The Bronx-based International Salsa Museum® (ISM) powers promise to open in The Bronx and continue to lead the charge to preserve and advance the legacy of Latin music history.
The cultural institute said on Monday that it is hosting another year of immersive programming — scholarships, digital experiences and in-person events with new awareness partners by their side, starting this spring, with a year-long centennial tribute to the prolific contributions of Latin jazz and salsa pioneer, Tito Puente.
Since forming in 2021, the cultural institute said it has built a “commendable case” for its establishment, while generating endorsements from a wide range of local residents, merchants, stakeholders and government officials — scoring over 10, 000 signatures of support, all envisioning how the Bronx will be uplifted, both economically, and in spirit, by housing a state-of-the-art museum like ISM.
“The International Salsa Museum will be the only museum dedicated solely to preserving Latin American music traditions and honoring the paramount role Latinos have played in shaping pop culture”, said Willy Rodriguez, ISM’s co-founder and executive director.

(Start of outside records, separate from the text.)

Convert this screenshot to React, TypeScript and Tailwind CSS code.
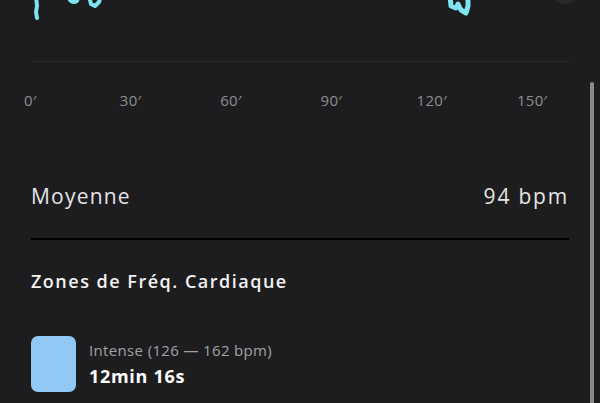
const ticks = ["0′", "30′", "60′", "90′", "120′", "150′"];

const HeartChart = () => (
  <div className="relative h-[62px] w-full">
    <svg className="absolute inset-0" width="600" height="62" viewBox="0 0 600 62">
      <g fill="none" stroke="#7ee4f2" strokeLinecap="round" strokeLinejoin="round">
        <path d="M36 -4 L37 6 L36 12 L37 18" strokeWidth="4" />
        <path d="M68 -4 Q70 2 74 2 Q78 2 78 -4" strokeWidth="4" />
        <path d="M89 -4 L91 4 L95 6 L99 2 L101 -4" strokeWidth="4" />
        <path d="M450 -4 L451 6 L456 8 L458 4 L461 10 L466 13 L468 6 L468 -4" strokeWidth="5" />
      </g>
    </svg>
    <div className="absolute right-[22px] top-[-22px] h-[26px] w-[26px] rounded-full bg-[#2a2a2c]" />
    <div className="absolute bottom-0 left-[32px] right-[30px] h-px bg-[#2b2b2d]" />
  </div>
);

export default function App() {
  return (
    <div
      className="relative h-[403px] w-[600px] overflow-hidden bg-[#1d1d1f] text-[#e4e4e4]"
      style={{ fontFamily: "'Open Sans', Lato, sans-serif" }}
    >
      <HeartChart />

      <div className="ml-[-20px] mt-[28px] flex text-[15px] leading-[20px] tracking-[0.3px] text-[#8d8d90]">
        {ticks.map((t) => (
          <div key={t} className="flex w-[100.4px] justify-center">
            {t}
          </div>
        ))}
      </div>

      <div className="mx-[31px] mt-[72px] flex items-center justify-between text-[21px] leading-[28px]">
        <span className="tracking-[1.2px]">Moyenne</span>
        <span className="tracking-[1.8px]">94 bpm</span>
      </div>

      <div className="mx-[31px] mt-[28px] h-[2px] bg-black" />

      <div className="ml-[31px] mt-[29px] text-[18px] font-semibold leading-[24px] tracking-[1.5px] text-[#f2f2f2]">
        Zones de Fréq. Cardiaque
      </div>

      <div className="ml-[31px] mt-[43px] flex items-center gap-[13px]">
        <div className="h-[56px] w-[45px] rounded-[7px] bg-[#92c8f6]" />
        <div className="flex flex-col">
          <span className="text-[15px] leading-[20px] tracking-[0.35px] text-[#a2a2a5]">
            Intense (126 — 162 bpm)
          </span>
          <span className="mt-[4px] text-[18px] font-bold leading-[24px] tracking-[0.7px] text-white">
            12min 16s
          </span>
        </div>
      </div>

      <div className="absolute right-[6px] top-[82px] bottom-[-4px] w-[4px] rounded-full bg-[#8a8a8c]" />
    </div>
  );
}
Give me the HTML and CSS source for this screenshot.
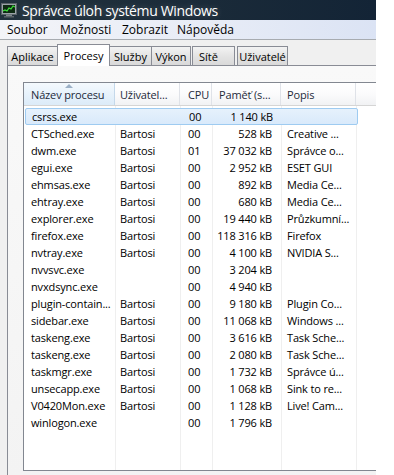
FILE: index.html
```html
<!DOCTYPE html>
<html lang="cs">
<head>
    <meta charset="UTF-8" />
    <title>Správce úloh systému Windows</title>
    <link rel="stylesheet" href="styles.css">
</head>
<body>

<div id="window">
    <div id="titlebar">
        <svg class="app-icon" width="16" height="16" viewBox="0 0 16 16">
            <rect x="0.5" y="1.5" width="15" height="11" fill="#9aa3a8" stroke="#5b6469"/>
            <rect x="2" y="3" width="12" height="8" fill="#0d2a12"/>
            <polyline points="2,9 4,8 6,9 8,6 10,7 12,4 14,5" fill="none" stroke="#3ee03a" stroke-width="1.2"/>
            <rect x="5" y="12.5" width="6" height="2" fill="#7d868b"/>
            <rect x="3" y="14" width="10" height="1.5" fill="#5b6469"/>
        </svg>
        <span class="title">Správce úloh systému Windows</span>
    </div>

    <div id="menubar">
        <span class="menu-item m1">Soubor</span>
        <span class="menu-item m2">Možnosti</span>
        <span class="menu-item m3">Zobrazit</span>
        <span class="menu-item">Nápověda</span>
    </div>

    <div id="tabs">
        <div class="tab t-apps">Aplikace</div>
        <div class="tab active t-proc">Procesy</div>
        <div class="tab t-svc">Služby</div>
        <div class="tab t-perf">Výkon</div>
        <div class="tab t-net">Sítě</div>
        <div class="tab t-users">Uživatelé</div>
    </div>

    <div id="panel">
        <div id="listview">
            <div class="row header">
                <div class="cell name sorted">
                    <span class="sort-arrow"></span>Název procesu
                </div>
                <div class="cell user">Uživatel...</div>
                <div class="cell cpu">CPU</div>
                <div class="cell mem head-mem">Paměť (s...</div>
                <div class="cell desc">Popis</div>
                <div class="cell fill"></div>
            </div>

            <div class="rows">
                <div class="row selected"><div class="cell name">csrss.exe</div><div class="cell user"></div><div class="cell cpu">00</div><div class="cell mem">1 140 kB</div><div class="cell desc"></div><div class="cell fill"></div></div>
                <div class="row"><div class="cell name">CTSched.exe</div><div class="cell user">Bartosi</div><div class="cell cpu">00</div><div class="cell mem">528 kB</div><div class="cell desc">Creative ...</div><div class="cell fill"></div></div>
                <div class="row"><div class="cell name">dwm.exe</div><div class="cell user">Bartosi</div><div class="cell cpu">01</div><div class="cell mem">37 032 kB</div><div class="cell desc">Správce o...</div><div class="cell fill"></div></div>
                <div class="row"><div class="cell name">egui.exe</div><div class="cell user">Bartosi</div><div class="cell cpu">00</div><div class="cell mem">2 952 kB</div><div class="cell desc">ESET GUI</div><div class="cell fill"></div></div>
                <div class="row"><div class="cell name">ehmsas.exe</div><div class="cell user">Bartosi</div><div class="cell cpu">00</div><div class="cell mem">892 kB</div><div class="cell desc">Media Ce...</div><div class="cell fill"></div></div>
                <div class="row"><div class="cell name">ehtray.exe</div><div class="cell user">Bartosi</div><div class="cell cpu">00</div><div class="cell mem">680 kB</div><div class="cell desc">Media Ce...</div><div class="cell fill"></div></div>
                <div class="row"><div class="cell name">explorer.exe</div><div class="cell user">Bartosi</div><div class="cell cpu">00</div><div class="cell mem">19 440 kB</div><div class="cell desc">Průzkumní...</div><div class="cell fill"></div></div>
                <div class="row"><div class="cell name">firefox.exe</div><div class="cell user">Bartosi</div><div class="cell cpu">00</div><div class="cell mem">118 316 kB</div><div class="cell desc">Firefox</div><div class="cell fill"></div></div>
                <div class="row"><div class="cell name">nvtray.exe</div><div class="cell user">Bartosi</div><div class="cell cpu">00</div><div class="cell mem">4 100 kB</div><div class="cell desc">NVIDIA S...</div><div class="cell fill"></div></div>
                <div class="row"><div class="cell name">nvvsvc.exe</div><div class="cell user"></div><div class="cell cpu">00</div><div class="cell mem">3 204 kB</div><div class="cell desc"></div><div class="cell fill"></div></div>
                <div class="row"><div class="cell name">nvxdsync.exe</div><div class="cell user"></div><div class="cell cpu">00</div><div class="cell mem">4 940 kB</div><div class="cell desc"></div><div class="cell fill"></div></div>
                <div class="row"><div class="cell name">plugin-contain...</div><div class="cell user">Bartosi</div><div class="cell cpu">00</div><div class="cell mem">9 180 kB</div><div class="cell desc">Plugin Co...</div><div class="cell fill"></div></div>
                <div class="row"><div class="cell name">sidebar.exe</div><div class="cell user">Bartosi</div><div class="cell cpu">00</div><div class="cell mem">11 068 kB</div><div class="cell desc">Windows ...</div><div class="cell fill"></div></div>
                <div class="row"><div class="cell name">taskeng.exe</div><div class="cell user">Bartosi</div><div class="cell cpu">00</div><div class="cell mem">3 616 kB</div><div class="cell desc">Task Sche...</div><div class="cell fill"></div></div>
                <div class="row"><div class="cell name">taskeng.exe</div><div class="cell user">Bartosi</div><div class="cell cpu">00</div><div class="cell mem">2 080 kB</div><div class="cell desc">Task Sche...</div><div class="cell fill"></div></div>
                <div class="row"><div class="cell name">taskmgr.exe</div><div class="cell user">Bartosi</div><div class="cell cpu">00</div><div class="cell mem">1 732 kB</div><div class="cell desc">Správce ú...</div><div class="cell fill"></div></div>
                <div class="row"><div class="cell name">unsecapp.exe</div><div class="cell user">Bartosi</div><div class="cell cpu">00</div><div class="cell mem">1 068 kB</div><div class="cell desc">Sink to re...</div><div class="cell fill"></div></div>
                <div class="row"><div class="cell name">V0420Mon.exe</div><div class="cell user">Bartosi</div><div class="cell cpu">00</div><div class="cell mem">1 128 kB</div><div class="cell desc">Live! Cam...</div><div class="cell fill"></div></div>
                <div class="row"><div class="cell name">winlogon.exe</div><div class="cell user"></div><div class="cell cpu">00</div><div class="cell mem">1 796 kB</div><div class="cell desc"></div><div class="cell fill"></div></div>
            </div>
        </div>
    </div>
</div>

</body>
</html>
```

FILE: styles.css
```css
* { box-sizing: border-box; }
body {
    margin: 0;
    background: #fff;
    font-family: 'Open Sans', 'Noto Sans', sans-serif;
    font-size: 11px;
    color: #000;
    width: 394px;
    height: 475px;
    overflow: hidden;
}
#window {
    width: 376px;
    height: 475px;
    background: #f0f0f0;
    overflow: hidden;
    display: flex;
    flex-direction: column;
}
#titlebar {
    height: 20px;
    flex-shrink: 0;
    display: flex;
    align-items: center;
    gap: 5px;
    padding-left: 1px;
    background: linear-gradient(to right, #22323d, #1b2b39 50%, #132436);
    color: #fff;
}
.app-icon { flex-shrink: 0; }
.title {
    font-size: 14px;
    letter-spacing: -0.35px;
    text-shadow: 0 0 6px rgba(255,255,255,0.25);
}
#menubar {
    height: 20px;
    flex-shrink: 0;
    display: flex;
    align-items: center;
    padding-left: 7px;
    background: linear-gradient(to right, #f3f4f8, #e6ebf6 60%, #dbe3f4);
    border-bottom: 1px solid #a7abb0;
    font-size: 12px;
}
.menu-item { flex-shrink: 0; }
.m1 { width: 53px; }
.m2 { width: 62px; }
.m3 { width: 55px; }
#tabs {
    height: 25px;
    flex-shrink: 0;
    display: flex;
    align-items: flex-end;
    padding-left: 7px;
}
.tab {
    height: 19px;
    flex-shrink: 0;
    display: flex;
    align-items: center;
    justify-content: center;
    font-size: 11px;
    border: 1px solid #898c95;
    border-bottom: none;
    border-right: none;
    background: linear-gradient(#f3f3f3, #e4e4e4 50%, #d9d9d9);
}
.t-apps { width: 50px; }
.t-proc { width: 53px; }
.t-svc { width: 41px; }
.t-perf { width: 40px; border-right: 1px solid #898c95; }
.t-net { width: 43px; margin-left: 1px; border-right: 1px solid #898c95; justify-content: flex-start; padding-left: 6px; }
.t-users { width: 51px; margin-left: 2px; border-right: 1px solid #898c95; }
.tab.active {
    height: 22px;
    background: #fff;
    border-right: 1px solid #898c95;
    margin-bottom: -1px;
    position: relative;
}
.tab.active + .tab { border-left: none; }
#panel {
    flex: 1;
    border-top: 1px solid #898c95;
    border-left: 1px solid #898c95;
    margin-left: 7px;
    background: linear-gradient(#f9f9f9, #f3f3f3);
    padding: 16px 0 4px 15px;
    display: flex;
}
#listview {
    flex: 1;
    border: 1px solid #828790;
    border-right: none;
    background: #fff;
    display: flex;
    flex-direction: column;
    height: 389px;
}
.row {
    display: flex;
    height: 17px;
}
.cell {
    flex-shrink: 0;
    padding: 0 6px;
    white-space: nowrap;
    overflow: hidden;
    display: flex;
    align-items: center;
    letter-spacing: -0.15px;
    border-right: 1px solid #efefef;
}
.name { width: 91px; padding-left: 7px; }
.user { width: 65px; padding-left: 5px; }
.cpu { width: 32px; padding-left: 8px; }
.mem { width: 69px; justify-content: flex-end; padding-right: 8px; }
.desc { width: 75px; padding-left: 6px; }
.fill { flex: 1; border-right: none; }
.row.header {
    height: 23px;
    background: linear-gradient(#ffffff, #fbfbfc 50%, #f1f2f4);
    border-bottom: 1px solid #d5d5d5;
    color: #1d2a3a;
}
.header .cell { border-right: 1px solid #dfe2e8; }
.header .cell.fill { border-right: none; }
.header .head-mem { justify-content: flex-start; padding-left: 7px; }
.header .sorted {
    position: relative;
    background: linear-gradient(#f4f9fd, #e7f2fb 50%, #dcebf8);
    border-right-color: #c4d8ea;
}
.sort-arrow {
    position: absolute;
    left: 41px;
    top: 1px;
    height: 4px;
    width: 0;
    border-left: 4px solid transparent;
    border-right: 4px solid transparent;
    border-bottom: 4px solid #9bb0c6;
}
.rows {
    flex: 1;
    display: flex;
    flex-direction: column;
    padding-top: 2px;
    background: linear-gradient(to right, transparent 91px, #efefef 91px, #efefef 92px, transparent 92px,
        transparent 156px, #efefef 156px, #efefef 157px, transparent 157px,
        transparent 188px, #efefef 188px, #efefef 189px, transparent 189px,
        transparent 257px, #efefef 257px, #efefef 258px, transparent 258px,
        transparent 332px, #efefef 332px, #efefef 333px, transparent 333px);
}
.rows .cell { border-right-color: transparent; }
.row.selected {
    background: linear-gradient(#e6f1fc, #d9eafb);
    border: 1px solid #9ecbf1;
    border-radius: 2px;
    width: 333px;
    margin-left: 1px;
}
.row.selected .cell { margin-top: -1px; }
.row.selected .name { width: 90px; padding-left: 6px; }
```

“Although it will take years for us to break ground, the time is now to harness our energy to make The Bronx, ISM’s home, elevating the borough’s musical legacy worldwide, and empowering deserving local residents with a hub primed for continued cultural advancement,” he added.
Last year, ISM held its first pop-up museum event during the 20th New York International Salsa Congress, one of the world’s most prominent Latin dance events, attended by 7, 000 enthusiasts.
ISM highlighted the week of events honoring salsa icon Víctor Manuelle for his outstanding three-decade-long career and dedication to advancing the genre’s legacy.
“The Puerto Rican singer met with fans, surprised guests with an electrifying impromptu performance, and publicly endorsed the importance of opening The International Salsa Museum,” ISM said.
It said the pop-up returns Labor Day weekend 2023 to Times Square, and, this time, open to the public.
ISM said it fuses music history preservation and empowerment to honor Latin music legends, support contemporary artists and “extol the virtues of unsung heroes of the past and the present.”
It said these initiatives, which launched in New York City, will ultimately expand worldwide.